[start of Raw data]

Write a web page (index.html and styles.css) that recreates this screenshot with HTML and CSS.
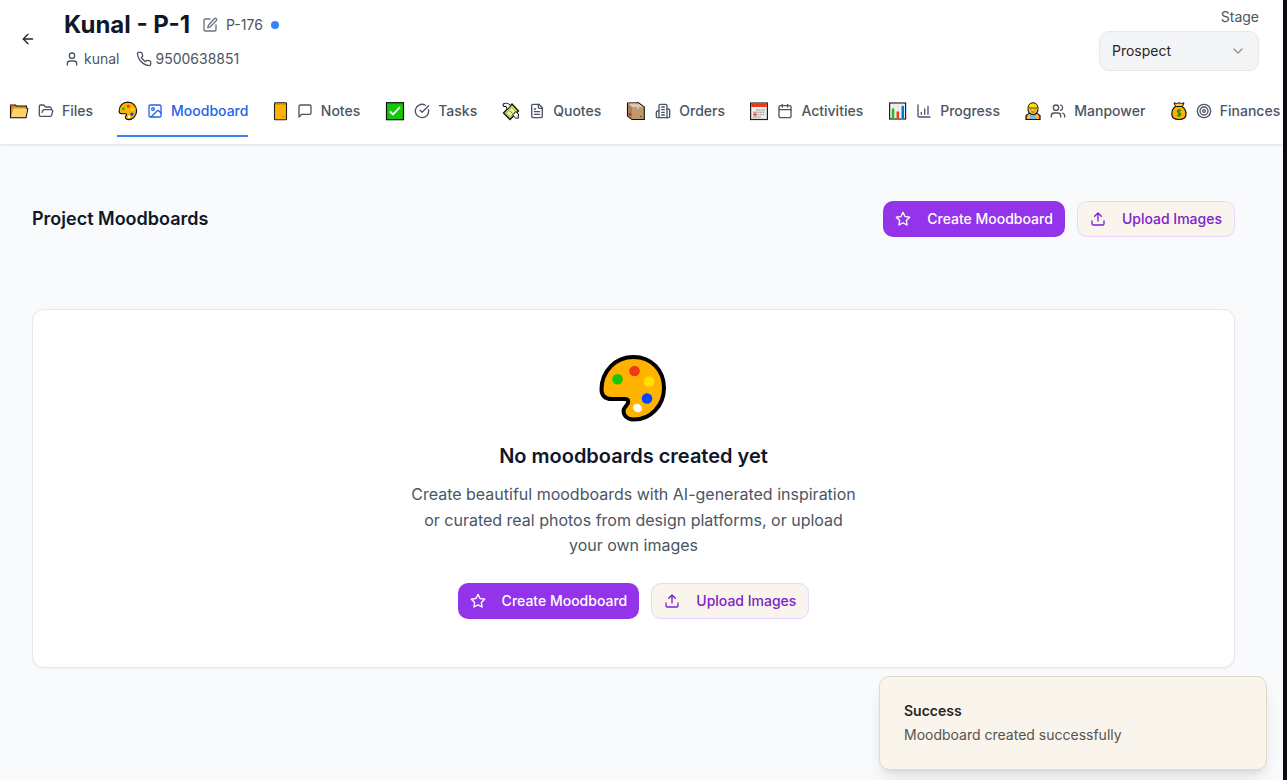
FILE: index.html
```html
<!DOCTYPE html>
<html lang="en">
<head>
<meta charset="utf-8">
<title>Kunal - P-1</title>
<link rel="stylesheet" href="styles.css">
</head>
<body>
<div class="app">
  <header class="header">
    <div class="topbar">
      <svg class="icon back" viewBox="0 0 24 24"><path d="m12 19-7-7 7-7"/><path d="M19 12H5"/></svg>
      <div class="project">
        <div class="title-row">
          <h1>Kunal - P-1</h1>
          <svg class="icon edit" viewBox="0 0 24 24"><path d="M12 3H5a2 2 0 0 0-2 2v14a2 2 0 0 0 2 2h14a2 2 0 0 0 2-2v-7"/><path d="M18.4 2.6a2.1 2.1 0 0 1 3 3L12.4 14.6a2 2 0 0 1-.9.5l-2.9.8.8-2.9a2 2 0 0 1 .5-.9Z"/></svg>
          <span class="code">P-176</span>
          <span class="dot"></span>
        </div>
        <div class="contact">
          <svg class="icon" viewBox="0 0 24 24"><path d="M19 21v-2a4 4 0 0 0-4-4H9a4 4 0 0 0-4 4v2"/><circle cx="12" cy="7" r="4"/></svg>
          <span class="person">kunal</span>
          <svg class="icon" viewBox="0 0 24 24"><path d="M22 16.92v3a2 2 0 0 1-2.18 2 19.79 19.79 0 0 1-8.63-3.07 19.5 19.5 0 0 1-6-6A19.79 19.79 0 0 1 2.12 4.18 2 2 0 0 1 4.11 2h3a2 2 0 0 1 2 1.72c.13.96.36 1.9.7 2.81a2 2 0 0 1-.45 2.11L8.09 9.91a16 16 0 0 0 6 6l1.27-1.27a2 2 0 0 1 2.11-.45c.91.34 1.85.57 2.81.7A2 2 0 0 1 22 16.92z"/></svg>
          <span class="phone">9500638851</span>
        </div>
      </div>
      <div class="stage">
        <span class="stage-label">Stage</span>
        <div class="select"><span>Prospect</span><svg class="icon chevron" viewBox="0 0 24 24"><path d="m6 9 6 6 6-6"/></svg></div>
      </div>
    </div>
    <nav class="tabs">
      <a class="tab tab-files">
        <span class="emoji"><svg width="20" height="20" viewBox="0 0 20 20"><path d="M1.500 4h5l1 1h10v2.500h1.300L17 16.700H1.500z" fill="#d89614" stroke="#111" stroke-width="1.100"/><path d="M4.500 7.500h13.800L16.500 16H2z" fill="#ffd36b"/><path d="M1.500 3.800h4v1.600h-4z" fill="#e5372a"/></svg></span>
        <svg class="icon" viewBox="0 0 24 24"><path d="m6 14 1.500-2.900A2 2 0 0 1 9.240 10H20a2 2 0 0 1 1.940 2.500l-1.540 6a2 2 0 0 1-1.950 1.500H4a2 2 0 0 1-2-2V5a2 2 0 0 1 2-2h3.900a2 2 0 0 1 1.690.9l.81 1.200a2 2 0 0 0 1.670.9H18a2 2 0 0 1 2 2v2"/></svg>
        <span class="name">Files</span>
      </a>
      <a class="tab tab-mood active">
        <span class="emoji"><svg width="20" height="20" viewBox="0 0 72 72"><path d="M35 4C17 4 4 18 4 37c0 7 4 9 10 9h13c5 0 5 4 2 7-6 6-1 14 8 14 17 0 30-14 30-32S53 4 35 4Z" fill="#ffb300" stroke="#111" stroke-width="4"/><circle cx="20" cy="28" r="5.500" fill="#16c60c"/><circle cx="37" cy="19" r="5.500" fill="#f03a17"/><circle cx="52" cy="30" r="5.500" fill="#ffe000"/><circle cx="50" cy="47" r="6" fill="#0046ff"/><circle cx="40" cy="57" r="4.500" fill="#fff"/></svg></span>
        <svg class="icon" viewBox="0 0 24 24"><rect x="3" y="3" width="18" height="18" rx="2"/><circle cx="9" cy="9" r="2"/><path d="m21 15-3.090-3.090a2 2 0 0 0-2.820 0L6 21"/></svg>
        <span class="name">Moodboard</span>
      </a>
      <a class="tab tab-notes">
        <span class="emoji"><svg width="17" height="20" viewBox="0 0 17 20"><rect x="2.500" y="1.700" width="12" height="17" rx=".7" fill="#ffb300" stroke="#222" stroke-width="1.100"/><path d="M3 3h11" stroke="#a97811" stroke-width="1.600" stroke-dasharray="1 1"/><path d="M10 15.500h3" stroke="#d38c05"/></svg></span>
        <svg class="icon" viewBox="0 0 24 24"><path d="M21 15a2 2 0 0 1-2 2H7l-4 4V5a2 2 0 0 1 2-2h14a2 2 0 0 1 2 2z"/></svg>
        <span class="name">Notes</span>
      </a>
      <a class="tab tab-tasks">
        <span class="emoji"><svg width="22" height="20" viewBox="0 0 22 20"><rect x="2.500" y="1.700" width="17" height="17" fill="#16c60c" stroke="#111" stroke-width="1.200"/><path d="m6 10.500 3 3 7-7.500" fill="none" stroke="#fff" stroke-width="1.800"/></svg></span>
        <svg class="icon" viewBox="0 0 24 24"><path d="M21.801 10A10 10 0 1 1 17 3.335"/><path d="m9 11 3 3L22 4"/></svg>
        <span class="name">Tasks</span>
      </a>
      <a class="tab tab-quotes">
        <span class="emoji"><svg width="20" height="20" viewBox="0 0 20 20"><path d="m2.500 12 8.500-9 6.500 7-8.500 8.500z" fill="#c9e34f" stroke="#111" stroke-width="1.300"/><path d="m5.200 12 5.500-5.700 4 4-5.500 5.500z" fill="#eaf6a4" stroke="#8ba336" stroke-width=".8"/><path d="M2 3C5 1.500 9 2.500 9.500 5L6.500 8.500 5 5.500 2.500 5.500ZM12 13.500l3-3 3 3.500-1 1 .5 2c-3 1-5-1-5.500-3.500Z" fill="#eee" stroke="#111"/><path d="m8.500 10 3 2" stroke="#768b2c"/></svg></span>
        <svg class="icon" viewBox="0 0 24 24"><path d="M15 2H6a2 2 0 0 0-2 2v16a2 2 0 0 0 2 2h12a2 2 0 0 0 2-2V7Z"/><path d="M14 2v4a2 2 0 0 0 2 2h4M10 9H8M16 13H8M16 17H8"/></svg>
        <span class="name">Quotes</span>
      </a>
      <a class="tab tab-orders">
        <span class="emoji"><svg width="22" height="20" viewBox="0 0 22 20"><path d="m2.500 2 11-.2 5.800 4.200v12.500H7L2.500 15Z" fill="#c19a6b" stroke="#111" stroke-width="1.100"/><path d="M3 2.500h10.500L18.500 6H7Z" fill="#e8c4a0"/><path d="M3 3 7 6.500v11.500l-4-3.200Z" fill="#a8805b"/><path d="m8.500 2.700 4.500 3v2" fill="none" stroke="#cccac5" stroke-width="1.800"/><path d="m4 12.500 2 1.500" stroke="#e81224" stroke-width="2"/><path d="m15 16 2-1" stroke="#5c422d"/></svg></span>
        <svg class="icon" viewBox="0 0 24 24"><path d="M6 22V4a2 2 0 0 1 2-2h8a2 2 0 0 1 2 2v18Z"/><path d="M6 12H4a2 2 0 0 0-2 2v6a2 2 0 0 0 2 2h2M18 9h2a2 2 0 0 1 2 2v9a2 2 0 0 1-2 2h-2M10 6h4M10 10h4M10 14h4M10 18h4"/></svg>
        <span class="name">Orders</span>
      </a>
      <a class="tab tab-activities">
        <span class="emoji"><svg width="20" height="20" viewBox="0 0 20 20"><rect x="1.600" y="2" width="16.800" height="16.500" fill="#f2f2f2" stroke="#222" stroke-width="1.200"/><path d="M2.200 2.500h15.600V6H2.200z" fill="#f03a17"/><path d="M7 9h9M4 11.300h12M4 13.600h12M4 15.900h8" stroke="#aaa" stroke-width="1.500" stroke-dasharray="1.800 .6"/><path d="M4 13.500h4M6 11.500v4" stroke="#f03a17"/></svg></span>
        <svg class="icon" viewBox="0 0 24 24"><path d="M8 2v4M16 2v4M3 10h18"/><rect x="3" y="4" width="18" height="18" rx="2"/></svg>
        <span class="name">Activities</span>
      </a>
      <a class="tab tab-progress">
        <span class="emoji"><svg width="20" height="20" viewBox="0 0 20 20"><rect x="1.600" y="2" width="16" height="16" fill="#f2f2f2" stroke="#222" stroke-width="1.200"/><path d="M6 2.600v14.800M10 2.600v14.800M14 2.600v14.800" stroke="#ddd"/><path d="M5 7.500v10" stroke="#16c60c" stroke-width="2.500"/><path d="M9.800 10.500v7" stroke="#f03a17" stroke-width="2.500"/><path d="M14.800 5v12.500" stroke="#0078d7" stroke-width="2.500"/></svg></span>
        <svg class="icon" viewBox="0 0 24 24"><path d="M3 3v16a2 2 0 0 0 2 2h16M8 17v-3M13 17V9M18 17V5"/></svg>
        <span class="name">Progress</span>
      </a>
      <a class="tab tab-manpower">
        <span class="emoji"><svg width="18" height="20" viewBox="0 0 18 20"><path d="M2 18.500v-4l3-2h8l3 2v4z" fill="#ff9d2e" stroke="#111" stroke-width="1.200"/><path d="M6 13h6v5H6z" fill="#79b9df"/><path d="M5 13v5M13 13v5" stroke="#f5df55"/><circle cx="9" cy="8.500" r="5" fill="#ffc83d" stroke="#111" stroke-width="1.100"/><path d="M4 7C4 0 14 0 14 7Z" fill="#ffe000" stroke="#111"/><path d="M3.500 7h11" stroke="#d5a800"/><path d="M6.500 9h1M10.500 9h1M7.500 11h3" stroke="#7b4b11"/></svg></span>
        <svg class="icon" viewBox="0 0 24 24"><path d="M16 21v-2a4 4 0 0 0-4-4H6a4 4 0 0 0-4 4v2M22 21v-2a4 4 0 0 0-3-3.870M16 3.130a4 4 0 0 1 0 7.750"/><circle cx="9" cy="7" r="4"/></svg>
        <span class="name">Manpower</span>
      </a>
      <a class="tab tab-finances">
        <span class="emoji"><svg width="18" height="20" viewBox="0 0 18 20"><path d="M5.500 5.500C2.500 7.500 1.800 10 1.800 13c0 4 2.500 5.500 7.200 5.500s7-1.500 7-5.500c0-3-1-5.500-4-7.500Z" fill="#ffb300" stroke="#111" stroke-width="1.200"/><path d="m4 1.800 2.500.7L9 1.800l2.500.7 2.500-.7-1.500 3.700h-7z" fill="#ffc83d" stroke="#111"/><path d="M11 9.500c-3-1.500-5 1-2 2.200s1.500 3.800-2 2.300M9 8v8" fill="none" stroke="#138a0e" stroke-width="1.200"/></svg></span>
        <svg class="icon" viewBox="0 0 24 24"><circle cx="12" cy="12" r="10"/><circle cx="12" cy="12" r="6"/><circle cx="12" cy="12" r="2"/></svg>
        <span class="name">Finances</span>
      </a>
    </nav>
  </header>
  <main class="content">
    <div class="section-head">
      <h2>Project Moodboards</h2>
      <div class="actions">
        <button class="btn primary"><svg class="icon" viewBox="0 0 24 24"><path d="m12 2 3.090 6.260L22 9.270l-5 4.870 1.180 6.880L12 17.770l-6.180 3.250L7 14.140 2 9.270l6.910-1.010Z"/></svg>Create Moodboard</button>
        <button class="btn secondary"><svg class="icon" viewBox="0 0 24 24"><path d="M21 15v4a2 2 0 0 1-2 2H5a2 2 0 0 1-2-2v-4M17 8l-5-5-5 5M12 3v12"/></svg>Upload Images</button>
      </div>
    </div>
    <section class="card">
      <svg class="palette" viewBox="0 0 72 72"><path d="M35.500 4C17.500 4 3.500 18 3.500 36.500c0 6.500 4 9.500 10 9.500h13c5 0 4.500 4 1.500 7-5.500 6-1 13.500 8 13.500 16.500 0 30-14 30-31.500S53.500 4 35.500 4Z" fill="#ffb300" stroke="#000" stroke-width="4"/><circle cx="19.500" cy="26.300" r="5.300" fill="#16c60c"/><circle cx="36.500" cy="18" r="5.300" fill="#f03a17"/><circle cx="51" cy="28.500" r="5.300" fill="#ffe000"/><circle cx="49" cy="45.500" r="5.300" fill="#0046ff"/><ellipse cx="39.500" cy="55" rx="4.800" ry="4" transform="rotate(40 39.500 55)" fill="#fff"/></svg>
      <h3>No moodboards created yet</h3>
      <p>Create beautiful moodboards with AI-generated inspiration or curated real photos from design platforms, or upload your own images</p>
      <div class="actions">
        <button class="btn primary"><svg class="icon" viewBox="0 0 24 24"><path d="m12 2 3.090 6.260L22 9.270l-5 4.870 1.180 6.880L12 17.770l-6.180 3.250L7 14.140 2 9.270l6.910-1.010Z"/></svg>Create Moodboard</button>
        <button class="btn secondary"><svg class="icon" viewBox="0 0 24 24"><path d="M21 15v4a2 2 0 0 1-2 2H5a2 2 0 0 1-2-2v-4M17 8l-5-5-5 5M12 3v12"/></svg>Upload Images</button>
      </div>
    </section>
  </main>
  <div class="toast"><strong>Success</strong><span>Moodboard created successfully</span></div>
</div>
</body>
</html>
```
FILE: styles.css
```css
* { box-sizing: border-box; }
body { margin: 0; font-family: Inter, "Liberation Sans", sans-serif; font-size: 14px; line-height: 20px; color: #0f172a; }
h1, h2, h3, p { margin: 0; }
.app { height: 780px; overflow: hidden; background: #f8fafc; border-right: 4px solid #0a0a14; }
.icon { width: 16px; height: 16px; flex: none; fill: none; stroke: currentColor; stroke-width: 2; stroke-linecap: round; stroke-linejoin: round; }
.header { height: 144.5px; background: #fff; border-bottom: 1px solid #e5e7eb; box-shadow: 0 1px 2px rgba(0,0,0,.05); }
.topbar { display: flex; height: 85px; padding: 8px 24px 0 20px; }
.back { margin: 23px 28px 0 0; color: #292524; }
.project { flex: 1; }
.title-row { display: flex; align-items: center; height: 33px; }
h1 { font-size: 24px; line-height: 32px; font-weight: 700; }
.edit { margin-left: 12px; color: #6b7280; }
.code { margin-left: 8px; color: #4b5563; }
.dot { width: 8px; height: 8px; margin-left: 8px; border-radius: 50%; background: #3b82f6; }
.contact { display: flex; align-items: center; height: 20px; margin-top: 8px; color: #4b5563; }
.person { margin: 0 16px 0 4px; }
.phone { margin-left: 4px; }
.stage { display: flex; flex-direction: column; align-items: flex-end; margin-top: -1px; color: #4b5563; }
.select { display: flex; align-items: center; justify-content: space-between; width: 160px; height: 40px; margin-top: 4px; padding: 0 12px; border: 1px solid #e5e7eb; border-radius: 10px; background: #f3f4f6; color: #292524; }
.chevron { color: #949494; }
.tabs { display: flex; height: 52px; gap: 24px; padding-left: 8px; overflow: hidden; }
.tab { display: flex; align-items: center; gap: 8px; flex: none; height: 52px; padding-top: 2px; border-bottom: 2px solid transparent; color: #4b5563; font-weight: 500; }
.tab.active { color: #2563eb; border-color: #3b82f6; }
.emoji { display: flex; justify-content: center; width: 22px; height: 20px; }
.emoji svg { flex: none; }
.tab-notes .emoji { width: 16.4px; }
.tab-quotes .emoji { width: 20px; }
.tab-activities .emoji { width: 20.4px; }
.tab-progress .emoji { width: 21px; }
.tab-manpower .emoji { width: 18.4px; }
.tab-finances .emoji { width: 18.4px; }
.content { padding: 56.5px 48px 0 32px; }
.section-head { display: flex; align-items: center; justify-content: space-between; height: 36px; }
h2 { font-size: 18px; line-height: 28px; font-weight: 600; }
.actions { display: flex; gap: 12px; }
.btn { display: flex; align-items: center; height: 36px; padding: 0 12px; border: 0; border-radius: 10px; font: 500 14px/20px Inter, sans-serif; }
.btn .icon { margin-right: 16px; }
.primary { color: #fff; background: #9333ea; }
.secondary { color: #7e22ce; background: #f9f4ec; border: 1px solid #e9d5ff; }
.card { display: flex; flex-direction: column; align-items: center; height: 359px; margin-top: 72px; padding-top: 43px; border: 1px solid #e5e7eb; border-radius: 12px; background: #fff; box-shadow: 0 1px 2px rgba(0,0,0,.05); }
.palette { width: 72px; height: 72px; flex: none; }
h3 { margin-top: 17px; font-size: 20px; line-height: 28px; font-weight: 600; }
.card p { width: 448px; margin: 12px 0 24.2px; color: #4b5563; font-size: 16px; line-height: 25.6px; text-align: center; }
.toast { position: absolute; left: 879px; top: 676px; display: flex; flex-direction: column; gap: 4px; width: 388px; height: 94px; padding: 24px; border: 1px solid #e3d9c9; border-radius: 10px; background: #f9f4ec; color: #292524; box-shadow: 0 10px 15px -3px rgba(0,0,0,.1), 0 4px 6px -4px rgba(0,0,0,.1); }
.toast strong { font-weight: 600; }
.toast span { color: #57534e; }
```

[end of Raw data]

*Work to do*
Where does the word "index" appear? Return each line that holds it.

*Solution for this task*
Write a web page (index.html and styles.css) that recreates this screenshot with HTML and CSS.
FILE: index.html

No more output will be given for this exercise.